***** RECORDED INFORMATION *****

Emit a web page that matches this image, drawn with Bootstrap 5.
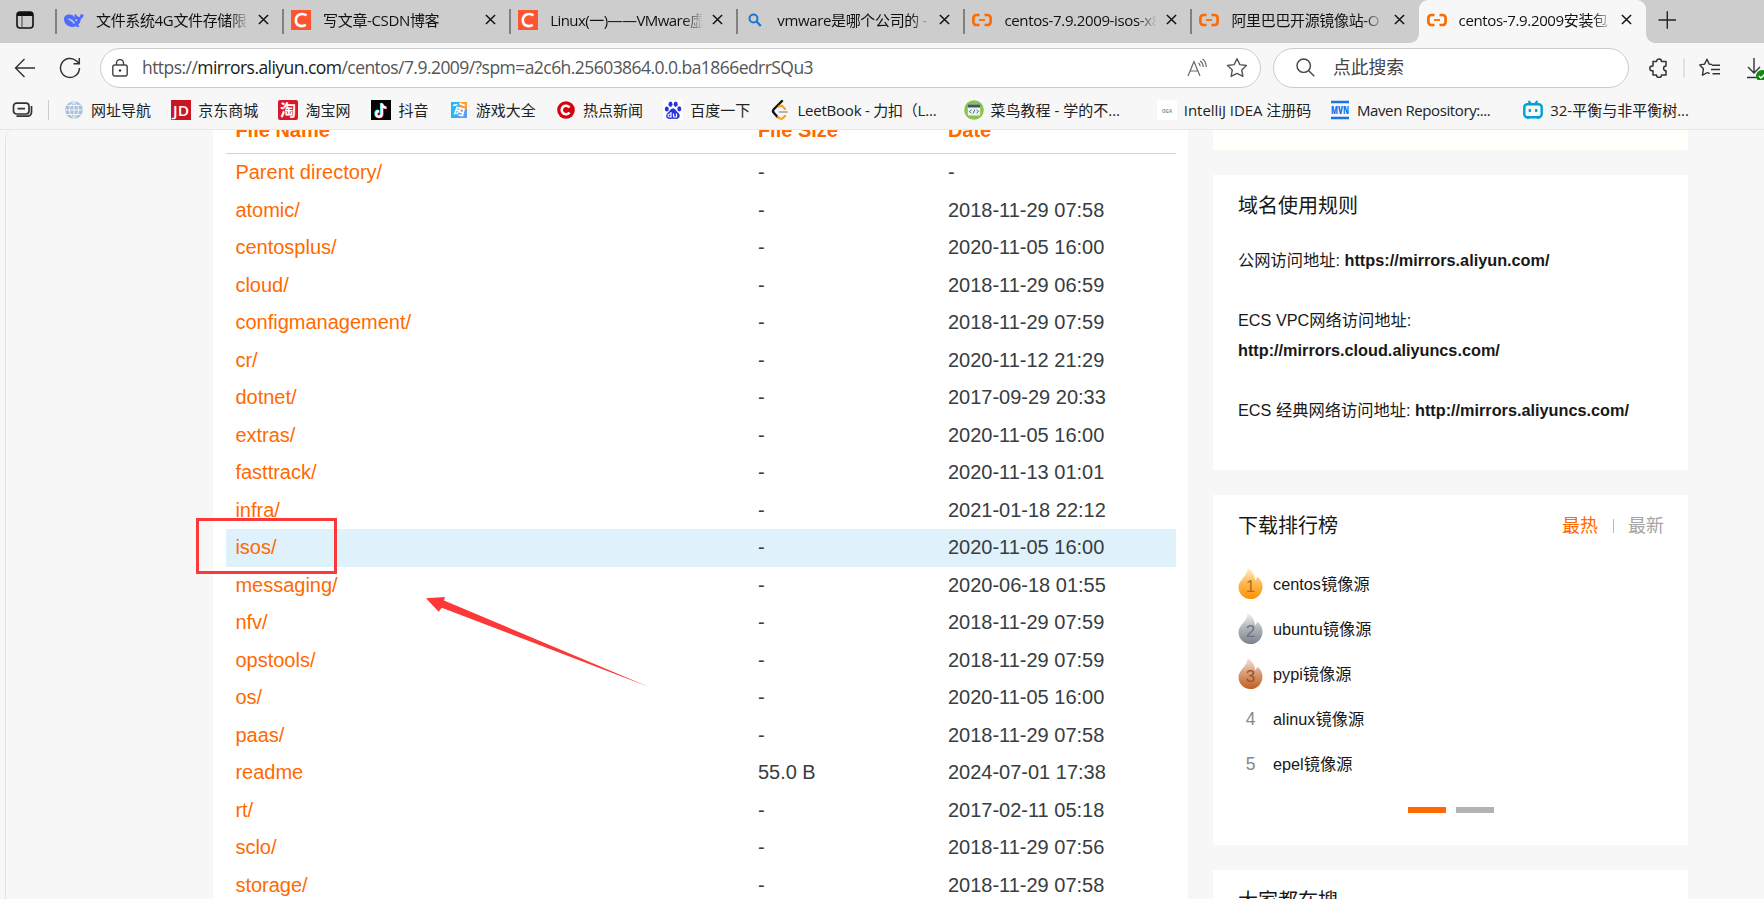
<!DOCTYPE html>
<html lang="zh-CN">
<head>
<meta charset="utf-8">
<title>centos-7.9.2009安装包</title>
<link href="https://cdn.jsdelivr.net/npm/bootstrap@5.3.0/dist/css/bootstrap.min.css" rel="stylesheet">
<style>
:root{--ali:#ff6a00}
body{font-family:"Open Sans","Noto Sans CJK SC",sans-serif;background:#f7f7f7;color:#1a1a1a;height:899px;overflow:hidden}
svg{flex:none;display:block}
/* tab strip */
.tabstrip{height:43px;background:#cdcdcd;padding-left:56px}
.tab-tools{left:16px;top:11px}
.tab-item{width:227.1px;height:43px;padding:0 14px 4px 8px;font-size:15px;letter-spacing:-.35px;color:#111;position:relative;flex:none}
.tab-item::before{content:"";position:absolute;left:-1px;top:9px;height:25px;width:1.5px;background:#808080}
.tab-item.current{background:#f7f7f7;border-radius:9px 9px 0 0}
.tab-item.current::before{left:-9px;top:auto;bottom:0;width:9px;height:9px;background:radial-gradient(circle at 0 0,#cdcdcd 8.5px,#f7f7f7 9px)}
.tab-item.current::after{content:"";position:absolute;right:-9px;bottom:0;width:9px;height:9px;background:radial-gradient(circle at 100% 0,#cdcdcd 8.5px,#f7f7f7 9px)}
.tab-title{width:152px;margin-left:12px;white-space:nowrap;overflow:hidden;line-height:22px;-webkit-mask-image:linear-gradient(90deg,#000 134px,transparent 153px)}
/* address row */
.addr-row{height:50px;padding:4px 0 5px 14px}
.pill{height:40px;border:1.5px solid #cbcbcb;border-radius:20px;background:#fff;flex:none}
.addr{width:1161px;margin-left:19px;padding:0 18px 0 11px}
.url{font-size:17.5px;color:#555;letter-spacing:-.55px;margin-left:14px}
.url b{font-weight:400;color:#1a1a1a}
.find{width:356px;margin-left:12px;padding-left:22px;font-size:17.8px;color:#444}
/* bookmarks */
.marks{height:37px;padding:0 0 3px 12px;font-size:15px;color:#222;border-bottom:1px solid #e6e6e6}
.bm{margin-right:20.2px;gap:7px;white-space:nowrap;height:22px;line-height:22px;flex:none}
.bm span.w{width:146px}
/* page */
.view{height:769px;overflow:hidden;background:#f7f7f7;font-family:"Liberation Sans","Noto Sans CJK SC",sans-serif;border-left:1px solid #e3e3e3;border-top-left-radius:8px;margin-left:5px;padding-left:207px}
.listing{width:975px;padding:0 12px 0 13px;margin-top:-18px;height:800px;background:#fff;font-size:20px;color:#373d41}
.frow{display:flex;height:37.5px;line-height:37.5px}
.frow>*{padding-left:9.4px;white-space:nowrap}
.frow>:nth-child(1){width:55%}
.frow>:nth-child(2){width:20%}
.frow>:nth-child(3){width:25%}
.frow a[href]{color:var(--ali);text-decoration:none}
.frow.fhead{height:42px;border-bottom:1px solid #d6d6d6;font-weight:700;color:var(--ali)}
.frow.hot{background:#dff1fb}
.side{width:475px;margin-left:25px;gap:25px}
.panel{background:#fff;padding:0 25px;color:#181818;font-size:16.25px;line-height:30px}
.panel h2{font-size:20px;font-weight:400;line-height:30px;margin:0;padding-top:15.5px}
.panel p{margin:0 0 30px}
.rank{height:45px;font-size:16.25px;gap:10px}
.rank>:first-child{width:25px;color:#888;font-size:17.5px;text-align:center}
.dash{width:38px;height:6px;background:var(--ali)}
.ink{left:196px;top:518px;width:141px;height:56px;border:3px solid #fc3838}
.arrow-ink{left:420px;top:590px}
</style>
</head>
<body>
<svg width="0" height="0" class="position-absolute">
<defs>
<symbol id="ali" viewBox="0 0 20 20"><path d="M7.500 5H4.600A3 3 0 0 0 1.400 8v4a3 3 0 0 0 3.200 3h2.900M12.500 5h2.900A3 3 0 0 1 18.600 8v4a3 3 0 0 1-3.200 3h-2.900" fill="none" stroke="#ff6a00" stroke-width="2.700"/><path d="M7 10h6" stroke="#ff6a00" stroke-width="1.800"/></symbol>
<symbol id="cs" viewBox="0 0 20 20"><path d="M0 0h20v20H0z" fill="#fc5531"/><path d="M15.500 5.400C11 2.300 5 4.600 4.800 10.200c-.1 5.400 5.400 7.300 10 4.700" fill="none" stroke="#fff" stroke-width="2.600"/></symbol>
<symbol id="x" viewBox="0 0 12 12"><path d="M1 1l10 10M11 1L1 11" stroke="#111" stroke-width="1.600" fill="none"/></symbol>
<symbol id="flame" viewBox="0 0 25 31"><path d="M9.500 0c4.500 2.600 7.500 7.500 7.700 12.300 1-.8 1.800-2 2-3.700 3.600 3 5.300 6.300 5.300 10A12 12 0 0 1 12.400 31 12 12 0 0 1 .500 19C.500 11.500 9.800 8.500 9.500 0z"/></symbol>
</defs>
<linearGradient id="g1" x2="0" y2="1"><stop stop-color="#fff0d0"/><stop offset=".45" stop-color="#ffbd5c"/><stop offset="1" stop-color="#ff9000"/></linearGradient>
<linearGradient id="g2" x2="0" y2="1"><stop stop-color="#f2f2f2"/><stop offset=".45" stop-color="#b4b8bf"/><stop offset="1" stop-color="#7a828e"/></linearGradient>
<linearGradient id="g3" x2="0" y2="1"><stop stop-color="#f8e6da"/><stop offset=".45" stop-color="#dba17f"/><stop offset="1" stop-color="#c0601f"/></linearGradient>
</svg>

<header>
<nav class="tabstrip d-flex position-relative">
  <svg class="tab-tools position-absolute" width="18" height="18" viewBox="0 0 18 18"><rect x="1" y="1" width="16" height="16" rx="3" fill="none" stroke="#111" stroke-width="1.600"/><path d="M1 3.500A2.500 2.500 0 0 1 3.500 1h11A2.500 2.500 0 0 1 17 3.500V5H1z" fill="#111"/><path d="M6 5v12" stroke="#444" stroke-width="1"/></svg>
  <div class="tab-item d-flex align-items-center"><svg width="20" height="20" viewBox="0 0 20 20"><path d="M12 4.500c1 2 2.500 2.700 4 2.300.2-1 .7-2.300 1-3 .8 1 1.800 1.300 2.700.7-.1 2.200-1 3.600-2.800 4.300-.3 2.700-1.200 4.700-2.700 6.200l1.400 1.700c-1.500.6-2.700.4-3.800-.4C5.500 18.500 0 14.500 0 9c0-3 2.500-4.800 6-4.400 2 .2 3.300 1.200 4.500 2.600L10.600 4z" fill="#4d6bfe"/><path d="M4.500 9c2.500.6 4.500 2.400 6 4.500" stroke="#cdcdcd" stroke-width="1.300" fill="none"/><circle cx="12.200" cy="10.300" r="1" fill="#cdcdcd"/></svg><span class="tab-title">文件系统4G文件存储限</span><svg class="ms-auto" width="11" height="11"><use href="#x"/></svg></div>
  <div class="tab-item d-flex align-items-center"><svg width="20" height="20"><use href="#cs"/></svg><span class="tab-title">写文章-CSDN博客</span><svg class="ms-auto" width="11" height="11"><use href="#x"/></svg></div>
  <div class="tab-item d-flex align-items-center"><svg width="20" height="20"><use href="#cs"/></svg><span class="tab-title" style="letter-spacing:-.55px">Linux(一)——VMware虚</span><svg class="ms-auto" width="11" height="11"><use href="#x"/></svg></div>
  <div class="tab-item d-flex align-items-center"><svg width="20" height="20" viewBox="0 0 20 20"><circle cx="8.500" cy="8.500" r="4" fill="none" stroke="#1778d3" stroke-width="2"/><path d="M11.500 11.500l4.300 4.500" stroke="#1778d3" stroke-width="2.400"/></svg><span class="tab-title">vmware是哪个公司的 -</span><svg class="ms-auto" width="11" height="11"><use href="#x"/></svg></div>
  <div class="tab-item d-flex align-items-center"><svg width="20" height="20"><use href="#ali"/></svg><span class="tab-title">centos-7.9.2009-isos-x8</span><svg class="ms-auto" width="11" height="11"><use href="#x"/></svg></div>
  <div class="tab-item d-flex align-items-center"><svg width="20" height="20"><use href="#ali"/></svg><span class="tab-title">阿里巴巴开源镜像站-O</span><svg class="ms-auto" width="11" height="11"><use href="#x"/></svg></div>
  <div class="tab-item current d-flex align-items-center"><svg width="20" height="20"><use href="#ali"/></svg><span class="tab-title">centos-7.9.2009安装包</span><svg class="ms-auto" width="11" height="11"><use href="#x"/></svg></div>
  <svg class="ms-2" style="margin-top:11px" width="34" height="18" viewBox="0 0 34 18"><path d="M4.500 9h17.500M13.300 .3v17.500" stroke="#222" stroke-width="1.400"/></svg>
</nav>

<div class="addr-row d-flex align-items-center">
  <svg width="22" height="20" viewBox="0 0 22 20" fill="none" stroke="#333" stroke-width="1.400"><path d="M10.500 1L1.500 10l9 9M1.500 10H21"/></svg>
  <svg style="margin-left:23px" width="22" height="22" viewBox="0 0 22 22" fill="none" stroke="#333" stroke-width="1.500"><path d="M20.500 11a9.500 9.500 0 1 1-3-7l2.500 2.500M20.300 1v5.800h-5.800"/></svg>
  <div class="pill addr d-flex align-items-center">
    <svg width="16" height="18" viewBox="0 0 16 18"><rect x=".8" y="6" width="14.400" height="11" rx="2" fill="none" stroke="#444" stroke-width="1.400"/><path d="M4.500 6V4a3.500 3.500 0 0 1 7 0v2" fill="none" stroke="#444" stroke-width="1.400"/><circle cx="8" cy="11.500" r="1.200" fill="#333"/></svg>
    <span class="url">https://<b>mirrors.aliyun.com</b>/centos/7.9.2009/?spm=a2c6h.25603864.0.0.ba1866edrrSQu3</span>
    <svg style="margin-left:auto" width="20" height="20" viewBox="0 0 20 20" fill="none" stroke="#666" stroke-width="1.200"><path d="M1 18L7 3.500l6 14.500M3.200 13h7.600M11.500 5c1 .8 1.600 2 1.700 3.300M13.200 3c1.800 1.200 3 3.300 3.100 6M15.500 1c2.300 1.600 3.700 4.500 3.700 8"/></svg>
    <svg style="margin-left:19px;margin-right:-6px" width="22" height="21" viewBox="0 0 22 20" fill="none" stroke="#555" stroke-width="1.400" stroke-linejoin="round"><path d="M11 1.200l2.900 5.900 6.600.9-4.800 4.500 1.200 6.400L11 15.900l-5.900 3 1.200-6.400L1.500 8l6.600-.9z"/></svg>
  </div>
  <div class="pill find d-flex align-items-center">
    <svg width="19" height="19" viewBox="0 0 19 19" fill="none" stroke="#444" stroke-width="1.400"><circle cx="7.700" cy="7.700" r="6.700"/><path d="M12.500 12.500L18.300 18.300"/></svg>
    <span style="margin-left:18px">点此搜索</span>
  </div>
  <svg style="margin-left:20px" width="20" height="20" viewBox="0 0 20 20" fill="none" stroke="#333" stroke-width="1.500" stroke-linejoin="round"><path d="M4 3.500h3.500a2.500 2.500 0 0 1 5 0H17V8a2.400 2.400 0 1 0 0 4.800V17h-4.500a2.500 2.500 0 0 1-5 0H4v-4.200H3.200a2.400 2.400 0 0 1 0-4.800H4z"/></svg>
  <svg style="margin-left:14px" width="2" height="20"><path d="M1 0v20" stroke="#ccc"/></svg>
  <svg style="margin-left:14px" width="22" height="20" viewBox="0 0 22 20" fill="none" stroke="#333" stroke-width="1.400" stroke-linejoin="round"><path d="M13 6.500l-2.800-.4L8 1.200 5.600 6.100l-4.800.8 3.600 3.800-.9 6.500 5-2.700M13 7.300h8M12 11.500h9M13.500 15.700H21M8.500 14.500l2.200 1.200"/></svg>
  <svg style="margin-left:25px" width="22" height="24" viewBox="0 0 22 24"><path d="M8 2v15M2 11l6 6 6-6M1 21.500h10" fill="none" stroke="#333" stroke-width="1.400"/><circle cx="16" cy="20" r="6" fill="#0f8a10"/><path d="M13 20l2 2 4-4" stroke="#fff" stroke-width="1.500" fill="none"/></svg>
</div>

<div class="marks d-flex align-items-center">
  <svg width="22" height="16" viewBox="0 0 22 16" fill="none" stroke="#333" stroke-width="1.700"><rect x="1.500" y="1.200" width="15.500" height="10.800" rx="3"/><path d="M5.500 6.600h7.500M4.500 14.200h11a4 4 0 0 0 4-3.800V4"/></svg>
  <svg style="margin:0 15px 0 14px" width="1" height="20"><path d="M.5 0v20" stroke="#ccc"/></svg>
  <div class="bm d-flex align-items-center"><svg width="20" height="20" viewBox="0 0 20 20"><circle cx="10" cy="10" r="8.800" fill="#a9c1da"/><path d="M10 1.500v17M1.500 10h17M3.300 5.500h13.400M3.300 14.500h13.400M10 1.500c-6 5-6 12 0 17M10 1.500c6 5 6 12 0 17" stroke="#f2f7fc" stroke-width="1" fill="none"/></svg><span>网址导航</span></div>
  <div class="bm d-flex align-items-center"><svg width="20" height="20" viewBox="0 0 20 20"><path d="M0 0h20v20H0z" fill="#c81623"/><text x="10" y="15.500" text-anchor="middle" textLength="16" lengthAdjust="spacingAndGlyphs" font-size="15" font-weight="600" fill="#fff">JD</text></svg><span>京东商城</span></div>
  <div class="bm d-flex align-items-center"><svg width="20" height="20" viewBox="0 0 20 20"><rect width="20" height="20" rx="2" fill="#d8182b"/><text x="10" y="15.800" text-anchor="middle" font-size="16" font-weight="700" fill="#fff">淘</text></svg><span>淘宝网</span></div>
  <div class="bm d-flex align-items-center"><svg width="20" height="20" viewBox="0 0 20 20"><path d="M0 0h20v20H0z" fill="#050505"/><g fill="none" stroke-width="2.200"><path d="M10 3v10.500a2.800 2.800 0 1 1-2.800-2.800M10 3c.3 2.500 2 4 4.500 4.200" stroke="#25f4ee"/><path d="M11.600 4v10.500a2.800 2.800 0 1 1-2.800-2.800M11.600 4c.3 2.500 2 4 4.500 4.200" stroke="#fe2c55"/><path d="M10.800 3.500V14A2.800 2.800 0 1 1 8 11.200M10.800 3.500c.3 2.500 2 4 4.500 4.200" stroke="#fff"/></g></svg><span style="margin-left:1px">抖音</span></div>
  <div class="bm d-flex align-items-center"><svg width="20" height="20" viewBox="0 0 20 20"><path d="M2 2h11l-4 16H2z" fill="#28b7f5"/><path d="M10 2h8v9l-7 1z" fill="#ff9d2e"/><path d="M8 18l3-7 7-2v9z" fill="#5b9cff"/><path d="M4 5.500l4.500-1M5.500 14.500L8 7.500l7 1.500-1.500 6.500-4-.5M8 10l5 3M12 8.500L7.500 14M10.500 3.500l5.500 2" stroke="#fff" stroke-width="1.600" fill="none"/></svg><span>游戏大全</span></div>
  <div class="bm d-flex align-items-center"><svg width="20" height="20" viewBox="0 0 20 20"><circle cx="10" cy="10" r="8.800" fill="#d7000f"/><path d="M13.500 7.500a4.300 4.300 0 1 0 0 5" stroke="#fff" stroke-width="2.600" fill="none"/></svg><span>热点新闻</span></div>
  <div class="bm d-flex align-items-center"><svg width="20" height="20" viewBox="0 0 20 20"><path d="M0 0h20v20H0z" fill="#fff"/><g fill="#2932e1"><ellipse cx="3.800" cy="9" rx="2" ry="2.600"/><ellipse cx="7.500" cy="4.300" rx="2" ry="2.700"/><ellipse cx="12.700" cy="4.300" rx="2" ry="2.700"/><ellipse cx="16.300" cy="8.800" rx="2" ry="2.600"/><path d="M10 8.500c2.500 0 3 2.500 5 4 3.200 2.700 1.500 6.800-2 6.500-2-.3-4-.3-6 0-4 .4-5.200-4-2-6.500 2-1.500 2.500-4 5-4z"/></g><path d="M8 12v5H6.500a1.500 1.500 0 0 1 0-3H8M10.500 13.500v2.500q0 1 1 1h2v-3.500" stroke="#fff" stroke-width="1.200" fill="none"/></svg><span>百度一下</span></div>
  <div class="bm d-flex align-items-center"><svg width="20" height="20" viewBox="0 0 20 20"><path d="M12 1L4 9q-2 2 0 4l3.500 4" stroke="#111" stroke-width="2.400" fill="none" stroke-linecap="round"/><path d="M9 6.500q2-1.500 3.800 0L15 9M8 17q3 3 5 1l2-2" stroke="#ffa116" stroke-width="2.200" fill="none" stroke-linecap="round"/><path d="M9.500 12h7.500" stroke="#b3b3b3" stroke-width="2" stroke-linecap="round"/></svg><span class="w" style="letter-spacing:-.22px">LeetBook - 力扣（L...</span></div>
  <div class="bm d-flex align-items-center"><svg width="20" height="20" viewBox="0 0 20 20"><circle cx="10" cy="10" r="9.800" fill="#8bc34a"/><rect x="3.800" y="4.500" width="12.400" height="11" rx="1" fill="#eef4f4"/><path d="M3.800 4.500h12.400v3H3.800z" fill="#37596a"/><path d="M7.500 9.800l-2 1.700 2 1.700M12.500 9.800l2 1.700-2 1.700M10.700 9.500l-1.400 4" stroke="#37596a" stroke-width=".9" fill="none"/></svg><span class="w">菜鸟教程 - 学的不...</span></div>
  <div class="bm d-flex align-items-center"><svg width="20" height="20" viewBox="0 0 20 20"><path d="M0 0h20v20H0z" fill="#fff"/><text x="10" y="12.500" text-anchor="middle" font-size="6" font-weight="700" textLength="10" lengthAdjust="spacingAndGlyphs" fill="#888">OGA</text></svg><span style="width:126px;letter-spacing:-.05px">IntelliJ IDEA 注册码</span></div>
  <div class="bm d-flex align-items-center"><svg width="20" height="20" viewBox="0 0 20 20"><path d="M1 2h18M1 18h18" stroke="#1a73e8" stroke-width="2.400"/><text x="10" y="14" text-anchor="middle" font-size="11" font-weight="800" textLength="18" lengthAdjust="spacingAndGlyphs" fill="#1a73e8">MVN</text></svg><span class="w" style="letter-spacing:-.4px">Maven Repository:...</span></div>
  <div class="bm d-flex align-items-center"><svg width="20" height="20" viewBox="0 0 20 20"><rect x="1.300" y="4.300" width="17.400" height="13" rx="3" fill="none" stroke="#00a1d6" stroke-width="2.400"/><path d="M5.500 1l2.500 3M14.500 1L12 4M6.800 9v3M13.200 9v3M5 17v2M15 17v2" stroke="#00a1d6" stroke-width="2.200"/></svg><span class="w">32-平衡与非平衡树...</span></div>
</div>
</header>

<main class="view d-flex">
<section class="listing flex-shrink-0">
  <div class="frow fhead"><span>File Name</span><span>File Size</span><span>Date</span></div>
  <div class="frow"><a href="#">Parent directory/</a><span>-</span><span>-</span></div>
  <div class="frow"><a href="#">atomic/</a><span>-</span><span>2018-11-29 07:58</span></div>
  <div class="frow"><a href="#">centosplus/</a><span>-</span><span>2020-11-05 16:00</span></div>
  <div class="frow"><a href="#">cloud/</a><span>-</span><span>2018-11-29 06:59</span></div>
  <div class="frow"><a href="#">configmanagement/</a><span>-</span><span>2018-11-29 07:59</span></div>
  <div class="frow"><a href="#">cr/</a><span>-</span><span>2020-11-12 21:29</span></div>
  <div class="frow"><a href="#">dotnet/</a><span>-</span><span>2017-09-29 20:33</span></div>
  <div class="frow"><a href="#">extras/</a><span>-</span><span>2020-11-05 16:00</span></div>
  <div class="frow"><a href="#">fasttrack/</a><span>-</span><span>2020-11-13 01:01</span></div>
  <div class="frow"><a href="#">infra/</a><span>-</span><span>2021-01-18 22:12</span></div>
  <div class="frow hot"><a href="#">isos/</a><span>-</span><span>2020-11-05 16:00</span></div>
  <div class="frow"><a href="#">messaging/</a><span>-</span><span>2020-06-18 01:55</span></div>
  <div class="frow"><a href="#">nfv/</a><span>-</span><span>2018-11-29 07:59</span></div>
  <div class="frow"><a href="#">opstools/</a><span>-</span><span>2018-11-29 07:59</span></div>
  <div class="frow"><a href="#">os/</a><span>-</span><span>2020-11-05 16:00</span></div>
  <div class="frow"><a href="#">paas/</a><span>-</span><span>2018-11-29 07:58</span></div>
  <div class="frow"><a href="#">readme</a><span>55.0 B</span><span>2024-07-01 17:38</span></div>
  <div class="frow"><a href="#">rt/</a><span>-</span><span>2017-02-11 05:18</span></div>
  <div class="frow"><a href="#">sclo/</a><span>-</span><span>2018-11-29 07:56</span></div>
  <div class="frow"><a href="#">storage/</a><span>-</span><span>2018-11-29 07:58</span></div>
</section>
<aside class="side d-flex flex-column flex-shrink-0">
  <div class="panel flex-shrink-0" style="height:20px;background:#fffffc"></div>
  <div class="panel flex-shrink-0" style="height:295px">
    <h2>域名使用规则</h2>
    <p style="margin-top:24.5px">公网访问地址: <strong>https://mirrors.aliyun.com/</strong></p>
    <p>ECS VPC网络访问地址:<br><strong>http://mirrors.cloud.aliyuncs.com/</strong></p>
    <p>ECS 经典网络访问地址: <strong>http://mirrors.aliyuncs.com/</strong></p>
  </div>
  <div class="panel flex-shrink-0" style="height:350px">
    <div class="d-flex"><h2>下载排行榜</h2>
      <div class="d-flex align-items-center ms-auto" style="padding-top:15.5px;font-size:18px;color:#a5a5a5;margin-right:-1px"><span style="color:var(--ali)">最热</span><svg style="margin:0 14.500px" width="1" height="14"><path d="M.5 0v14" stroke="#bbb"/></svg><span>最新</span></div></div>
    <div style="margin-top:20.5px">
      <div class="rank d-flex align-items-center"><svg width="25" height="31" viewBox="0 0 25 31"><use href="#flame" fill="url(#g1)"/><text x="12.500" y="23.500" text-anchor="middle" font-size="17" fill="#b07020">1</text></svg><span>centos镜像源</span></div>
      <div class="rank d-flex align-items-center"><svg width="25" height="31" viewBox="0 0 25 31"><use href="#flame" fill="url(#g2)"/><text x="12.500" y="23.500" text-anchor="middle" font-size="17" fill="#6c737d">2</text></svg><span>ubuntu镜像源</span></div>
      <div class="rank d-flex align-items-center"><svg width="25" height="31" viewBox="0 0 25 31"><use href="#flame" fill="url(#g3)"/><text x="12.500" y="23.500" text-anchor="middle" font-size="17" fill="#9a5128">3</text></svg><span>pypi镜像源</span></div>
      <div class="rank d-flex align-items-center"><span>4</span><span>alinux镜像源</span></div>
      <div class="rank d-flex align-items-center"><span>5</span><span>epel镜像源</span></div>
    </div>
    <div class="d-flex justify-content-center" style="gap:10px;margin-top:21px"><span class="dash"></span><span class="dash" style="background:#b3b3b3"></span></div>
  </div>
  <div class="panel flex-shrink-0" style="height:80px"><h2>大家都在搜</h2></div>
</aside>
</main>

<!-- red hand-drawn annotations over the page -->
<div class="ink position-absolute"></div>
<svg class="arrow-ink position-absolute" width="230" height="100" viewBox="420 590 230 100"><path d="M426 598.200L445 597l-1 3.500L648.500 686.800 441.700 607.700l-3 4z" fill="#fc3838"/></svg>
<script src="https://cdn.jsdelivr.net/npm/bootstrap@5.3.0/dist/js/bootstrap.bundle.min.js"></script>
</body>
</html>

*****

YOUR GOAL ->
Go through the lines above. Select every one that has the string "image".

SOLVED PROBLEM ->
Emit a web page that matches this image, drawn with Bootstrap 5.
.tab-title{width:152px;margin-left:12px;white-space:nowrap;overflow:hidden;line-height:22px;-webkit-mask-image:linear-gradient(90deg,#000 134px,transparent 153px)}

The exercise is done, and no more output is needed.